There are so many talking points about Van Gogh’s work. I started by showing my daughter a picture of the original painting and asked her:
  • What she thought of the painting (“I like the colors and the wooshing lines.”)
  • What she saw (moon, swirly clouds, stars, “big black thing,” etc.)
  • The colors she noticed (blue, white, yellow, black, “darkness”)

Art Time

If your little one is less about the facts and more about the fun, get started with the project right away. Van Gogh was known for working with thick oil paint and using bold brush strokes. In preschool terms, I pictured this to be globs of finger paint swirled together.

Materials

  • White paper or canvas
  • Washable paint (blue, white, yellow)
  • Smock
  • Black paper
  • Scissors
  • Glue

Process

I wanted this project to be more about exploring the artist’s style of painting and less about making the perfect reproduction. To start, I let my daughter drop several big globs of blue paint onto her paper. She had fun swirling them around like Van Gogh’s painting. We let that dry for a minute and then she added a few globs of white paint to swirl together. This was a fun lesson in how the white lightened up the blue color.

After the paint dried for a few minutes, she added some yellow paint. At first she was calling each blob a sun, then she started to think they might be stars or even the moon.

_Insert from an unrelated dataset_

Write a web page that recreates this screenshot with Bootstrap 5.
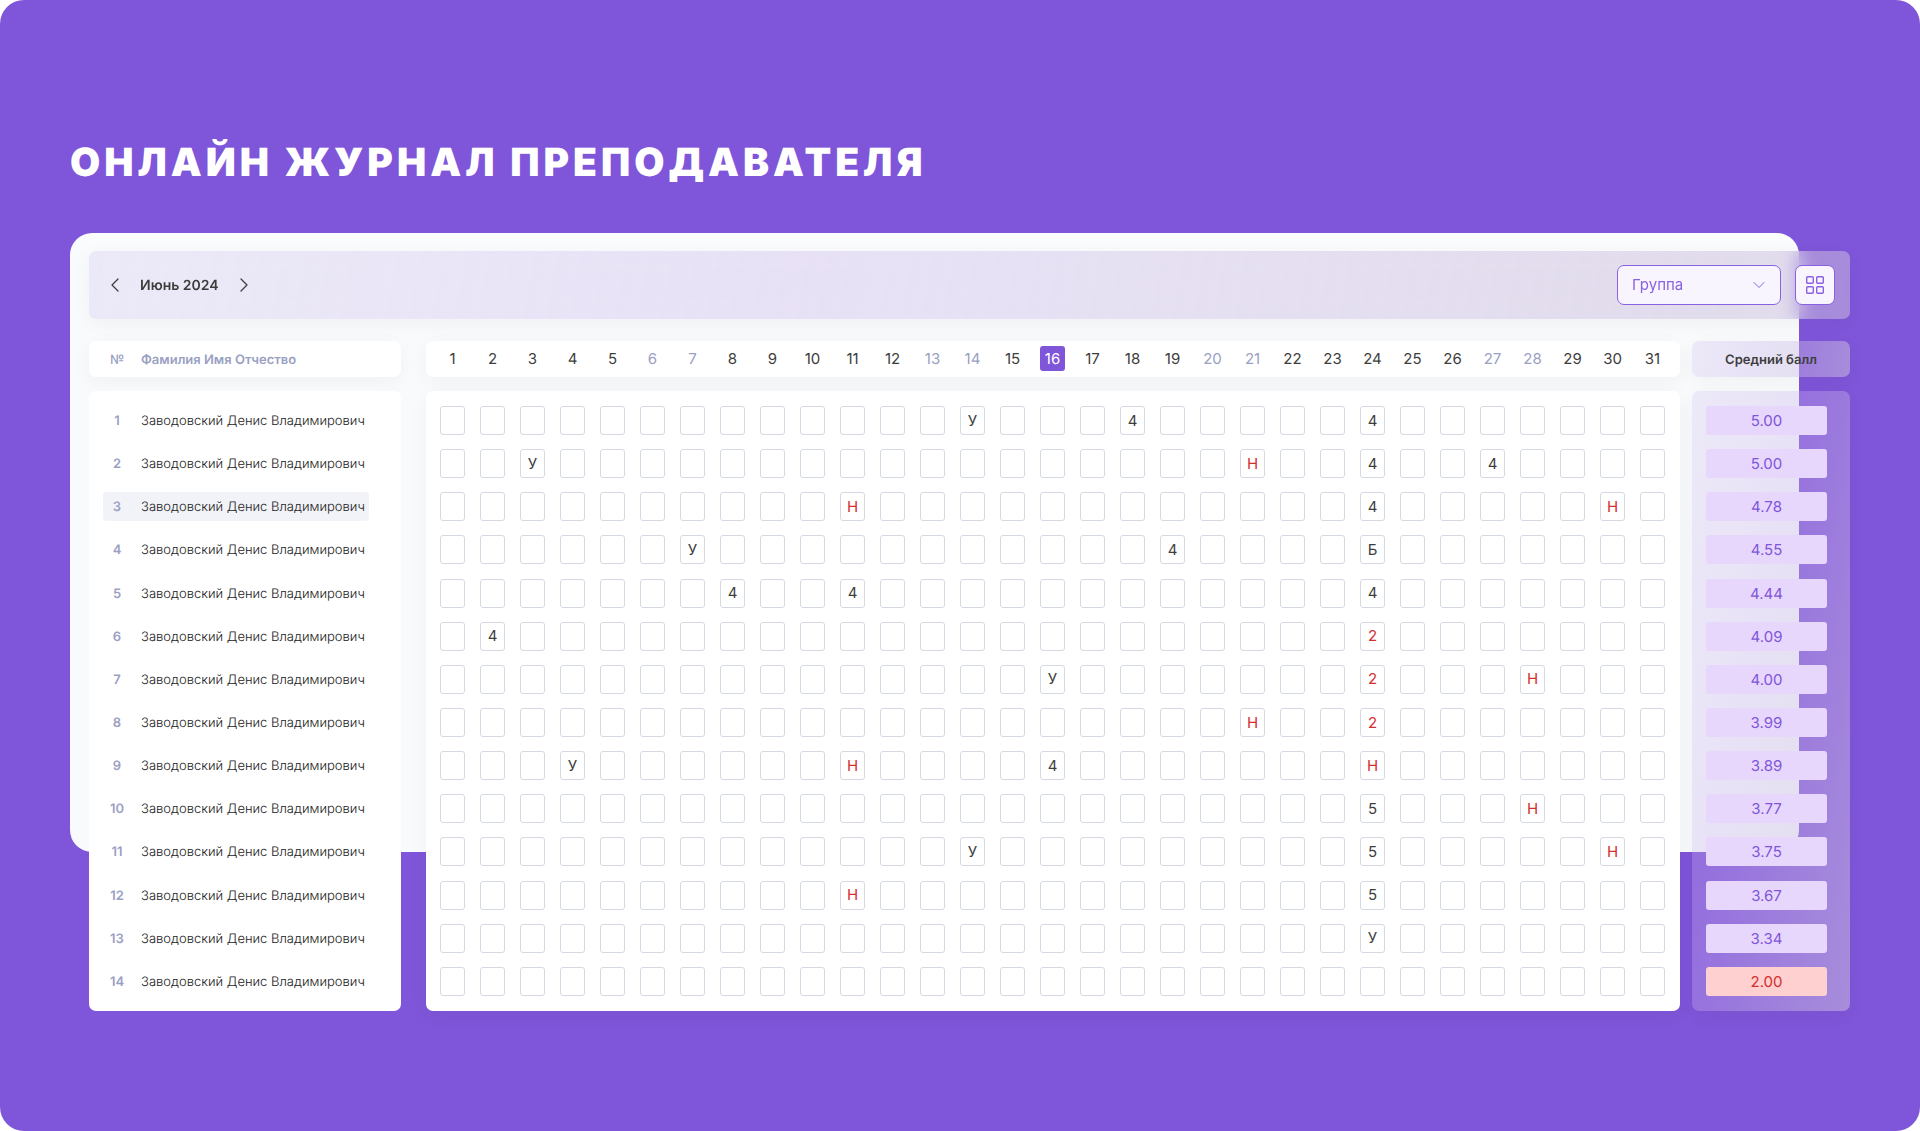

While that dried, my daughter looked a little closer at the original painting and talked about the “big black thing,” which is actually a Cyprus tree. She drew a picture of it on black paper and cut it out. Once her painting was dry, she glued it on top.

There are so many details in the original painting if you wanted to dig deeper – buildings, hills, and more. It could be fun to use materials from around your house to enhance the art – stickers, tinfoil, etc.

To wrap up the exploration of Starry Night, we watched a Katie and the Starry Night book reading on YouTube. My daughter loved how the book made the art come to life.